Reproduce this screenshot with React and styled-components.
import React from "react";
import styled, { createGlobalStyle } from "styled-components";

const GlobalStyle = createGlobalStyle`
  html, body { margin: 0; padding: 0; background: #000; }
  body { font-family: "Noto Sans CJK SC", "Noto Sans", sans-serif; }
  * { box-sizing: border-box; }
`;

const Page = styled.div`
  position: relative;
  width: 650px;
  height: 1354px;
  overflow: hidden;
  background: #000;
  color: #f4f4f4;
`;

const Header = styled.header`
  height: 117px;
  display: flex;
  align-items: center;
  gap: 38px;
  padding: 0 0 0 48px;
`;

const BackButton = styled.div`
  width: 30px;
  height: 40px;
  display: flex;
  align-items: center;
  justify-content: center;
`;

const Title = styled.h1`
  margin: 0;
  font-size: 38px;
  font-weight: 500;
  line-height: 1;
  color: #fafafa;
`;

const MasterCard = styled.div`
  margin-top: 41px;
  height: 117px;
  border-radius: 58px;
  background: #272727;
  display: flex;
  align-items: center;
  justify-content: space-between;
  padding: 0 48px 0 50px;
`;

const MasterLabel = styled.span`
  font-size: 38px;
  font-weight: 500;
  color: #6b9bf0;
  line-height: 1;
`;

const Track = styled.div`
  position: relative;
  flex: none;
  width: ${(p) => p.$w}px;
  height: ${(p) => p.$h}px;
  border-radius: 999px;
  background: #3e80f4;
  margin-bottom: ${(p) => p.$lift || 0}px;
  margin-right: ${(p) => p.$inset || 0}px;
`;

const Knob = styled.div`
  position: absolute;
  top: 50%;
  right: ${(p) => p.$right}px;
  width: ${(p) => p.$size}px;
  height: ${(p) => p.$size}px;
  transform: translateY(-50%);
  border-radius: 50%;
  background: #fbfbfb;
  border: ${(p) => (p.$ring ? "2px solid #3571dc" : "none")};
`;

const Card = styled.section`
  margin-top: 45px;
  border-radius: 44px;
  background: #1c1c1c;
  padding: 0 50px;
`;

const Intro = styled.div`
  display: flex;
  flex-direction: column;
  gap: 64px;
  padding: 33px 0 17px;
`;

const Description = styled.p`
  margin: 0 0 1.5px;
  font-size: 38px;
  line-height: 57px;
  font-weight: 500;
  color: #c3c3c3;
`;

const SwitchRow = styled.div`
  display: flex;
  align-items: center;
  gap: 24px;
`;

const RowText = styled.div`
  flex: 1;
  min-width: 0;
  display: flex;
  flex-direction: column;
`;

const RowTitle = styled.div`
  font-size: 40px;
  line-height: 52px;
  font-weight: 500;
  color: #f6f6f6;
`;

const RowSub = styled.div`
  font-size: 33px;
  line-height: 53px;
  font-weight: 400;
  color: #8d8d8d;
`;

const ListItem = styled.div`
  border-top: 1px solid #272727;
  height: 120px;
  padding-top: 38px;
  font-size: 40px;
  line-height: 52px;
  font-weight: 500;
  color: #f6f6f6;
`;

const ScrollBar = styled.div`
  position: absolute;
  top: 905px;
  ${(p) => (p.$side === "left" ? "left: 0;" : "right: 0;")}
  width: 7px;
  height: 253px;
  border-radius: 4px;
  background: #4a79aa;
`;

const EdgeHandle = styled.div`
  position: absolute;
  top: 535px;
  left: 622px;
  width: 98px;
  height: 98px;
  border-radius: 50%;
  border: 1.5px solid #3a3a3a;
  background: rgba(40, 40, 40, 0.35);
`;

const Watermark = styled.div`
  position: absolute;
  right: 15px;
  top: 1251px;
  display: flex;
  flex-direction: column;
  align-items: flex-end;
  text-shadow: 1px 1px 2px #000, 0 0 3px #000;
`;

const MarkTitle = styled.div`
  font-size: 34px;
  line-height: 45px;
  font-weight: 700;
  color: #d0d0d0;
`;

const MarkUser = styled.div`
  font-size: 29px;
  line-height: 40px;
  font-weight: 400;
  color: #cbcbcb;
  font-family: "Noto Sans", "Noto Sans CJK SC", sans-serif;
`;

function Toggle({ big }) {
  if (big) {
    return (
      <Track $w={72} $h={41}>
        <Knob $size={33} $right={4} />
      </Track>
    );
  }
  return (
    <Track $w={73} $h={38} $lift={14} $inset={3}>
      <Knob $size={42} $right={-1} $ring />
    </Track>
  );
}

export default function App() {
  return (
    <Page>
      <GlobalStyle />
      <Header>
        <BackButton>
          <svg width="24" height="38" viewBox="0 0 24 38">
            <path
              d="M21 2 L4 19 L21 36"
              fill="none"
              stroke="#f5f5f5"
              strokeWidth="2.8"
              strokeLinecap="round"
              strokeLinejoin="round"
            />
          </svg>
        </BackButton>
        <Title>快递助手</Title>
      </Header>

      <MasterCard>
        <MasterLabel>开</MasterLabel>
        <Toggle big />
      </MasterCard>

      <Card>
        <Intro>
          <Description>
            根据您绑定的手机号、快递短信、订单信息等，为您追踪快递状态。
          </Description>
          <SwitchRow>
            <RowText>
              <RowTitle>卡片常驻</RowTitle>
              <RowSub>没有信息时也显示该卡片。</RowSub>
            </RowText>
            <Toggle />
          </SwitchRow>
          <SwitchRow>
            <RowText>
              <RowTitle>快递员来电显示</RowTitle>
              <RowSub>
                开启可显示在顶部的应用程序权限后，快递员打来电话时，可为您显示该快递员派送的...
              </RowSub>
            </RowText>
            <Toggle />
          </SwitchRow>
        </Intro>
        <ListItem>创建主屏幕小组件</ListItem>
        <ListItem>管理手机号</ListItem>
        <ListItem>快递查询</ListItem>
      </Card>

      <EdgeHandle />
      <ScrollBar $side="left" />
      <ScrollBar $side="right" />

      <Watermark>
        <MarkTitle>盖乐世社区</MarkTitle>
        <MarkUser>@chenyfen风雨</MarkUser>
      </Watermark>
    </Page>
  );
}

--------

§ Short task
Quote the listing in full, please, keeping every line exact.

§ Problem solution
Reproduce this screenshot with React and styled-components.
import React from "react";
import styled, { createGlobalStyle } from "styled-components";

const GlobalStyle = createGlobalStyle`
  html, body { margin: 0; padding: 0; background: #000; }
  body { font-family: "Noto Sans CJK SC", "Noto Sans", sans-serif; }
  * { box-sizing: border-box; }
`;

const Page = styled.div`
  position: relative;
  width: 650px;
  height: 1354px;
  overflow: hidden;
  background: #000;
  color: #f4f4f4;
`;

const Header = styled.header`
  height: 117px;
  display: flex;
  align-items: center;
  gap: 38px;
  padding: 0 0 0 48px;
`;

const BackButton = styled.div`
  width: 30px;
  height: 40px;
  display: flex;
  align-items: center;
  justify-content: center;
`;

const Title = styled.h1`
  margin: 0;
  font-size: 38px;
  font-weight: 500;
  line-height: 1;
  color: #fafafa;
`;

const MasterCard = styled.div`
  margin-top: 41px;
  height: 117px;
  border-radius: 58px;
  background: #272727;
  display: flex;
  align-items: center;
  justify-content: space-between;
  padding: 0 48px 0 50px;
`;

const MasterLabel = styled.span`
  font-size: 38px;
  font-weight: 500;
  color: #6b9bf0;
  line-height: 1;
`;

const Track = styled.div`
  position: relative;
  flex: none;
  width: ${(p) => p.$w}px;
  height: ${(p) => p.$h}px;
  border-radius: 999px;
  background: #3e80f4;
  margin-bottom: ${(p) => p.$lift || 0}px;
  margin-right: ${(p) => p.$inset || 0}px;
`;

const Knob = styled.div`
  position: absolute;
  top: 50%;
  right: ${(p) => p.$right}px;
  width: ${(p) => p.$size}px;
  height: ${(p) => p.$size}px;
  transform: translateY(-50%);
  border-radius: 50%;
  background: #fbfbfb;
  border: ${(p) => (p.$ring ? "2px solid #3571dc" : "none")};
`;

const Card = styled.section`
  margin-top: 45px;
  border-radius: 44px;
  background: #1c1c1c;
  padding: 0 50px;
`;

const Intro = styled.div`
  display: flex;
  flex-direction: column;
  gap: 64px;
  padding: 33px 0 17px;
`;

const Description = styled.p`
  margin: 0 0 1.5px;
  font-size: 38px;
  line-height: 57px;
  font-weight: 500;
  color: #c3c3c3;
`;

const SwitchRow = styled.div`
  display: flex;
  align-items: center;
  gap: 24px;
`;

const RowText = styled.div`
  flex: 1;
  min-width: 0;
  display: flex;
  flex-direction: column;
`;

const RowTitle = styled.div`
  font-size: 40px;
  line-height: 52px;
  font-weight: 500;
  color: #f6f6f6;
`;

const RowSub = styled.div`
  font-size: 33px;
  line-height: 53px;
  font-weight: 400;
  color: #8d8d8d;
`;

const ListItem = styled.div`
  border-top: 1px solid #272727;
  height: 120px;
  padding-top: 38px;
  font-size: 40px;
  line-height: 52px;
  font-weight: 500;
  color: #f6f6f6;
`;

const ScrollBar = styled.div`
  position: absolute;
  top: 905px;
  ${(p) => (p.$side === "left" ? "left: 0;" : "right: 0;")}
  width: 7px;
  height: 253px;
  border-radius: 4px;
  background: #4a79aa;
`;

const EdgeHandle = styled.div`
  position: absolute;
  top: 535px;
  left: 622px;
  width: 98px;
  height: 98px;
  border-radius: 50%;
  border: 1.5px solid #3a3a3a;
  background: rgba(40, 40, 40, 0.35);
`;

const Watermark = styled.div`
  position: absolute;
  right: 15px;
  top: 1251px;
  display: flex;
  flex-direction: column;
  align-items: flex-end;
  text-shadow: 1px 1px 2px #000, 0 0 3px #000;
`;

const MarkTitle = styled.div`
  font-size: 34px;
  line-height: 45px;
  font-weight: 700;
  color: #d0d0d0;
`;

const MarkUser = styled.div`
  font-size: 29px;
  line-height: 40px;
  font-weight: 400;
  color: #cbcbcb;
  font-family: "Noto Sans", "Noto Sans CJK SC", sans-serif;
`;

function Toggle({ big }) {
  if (big) {
    return (
      <Track $w={72} $h={41}>
        <Knob $size={33} $right={4} />
      </Track>
    );
  }
  return (
    <Track $w={73} $h={38} $lift={14} $inset={3}>
      <Knob $size={42} $right={-1} $ring />
    </Track>
  );
}

export default function App() {
  return (
    <Page>
      <GlobalStyle />
      <Header>
        <BackButton>
          <svg width="24" height="38" viewBox="0 0 24 38">
            <path
              d="M21 2 L4 19 L21 36"
              fill="none"
              stroke="#f5f5f5"
              strokeWidth="2.8"
              strokeLinecap="round"
              strokeLinejoin="round"
            />
          </svg>
        </BackButton>
        <Title>快递助手</Title>
      </Header>

      <MasterCard>
        <MasterLabel>开</MasterLabel>
        <Toggle big />
      </MasterCard>

      <Card>
        <Intro>
          <Description>
            根据您绑定的手机号、快递短信、订单信息等，为您追踪快递状态。
          </Description>
          <SwitchRow>
            <RowText>
              <RowTitle>卡片常驻</RowTitle>
              <RowSub>没有信息时也显示该卡片。</RowSub>
            </RowText>
            <Toggle />
          </SwitchRow>
          <SwitchRow>
            <RowText>
              <RowTitle>快递员来电显示</RowTitle>
              <RowSub>
                开启可显示在顶部的应用程序权限后，快递员打来电话时，可为您显示该快递员派送的...
              </RowSub>
            </RowText>
            <Toggle />
          </SwitchRow>
        </Intro>
        <ListItem>创建主屏幕小组件</ListItem>
        <ListItem>管理手机号</ListItem>
        <ListItem>快递查询</ListItem>
      </Card>

      <EdgeHandle />
      <ScrollBar $side="left" />
      <ScrollBar $side="right" />

      <Watermark>
        <MarkTitle>盖乐世社区</MarkTitle>
        <MarkUser>@chenyfen风雨</MarkUser>
      </Watermark>
    </Page>
  );
}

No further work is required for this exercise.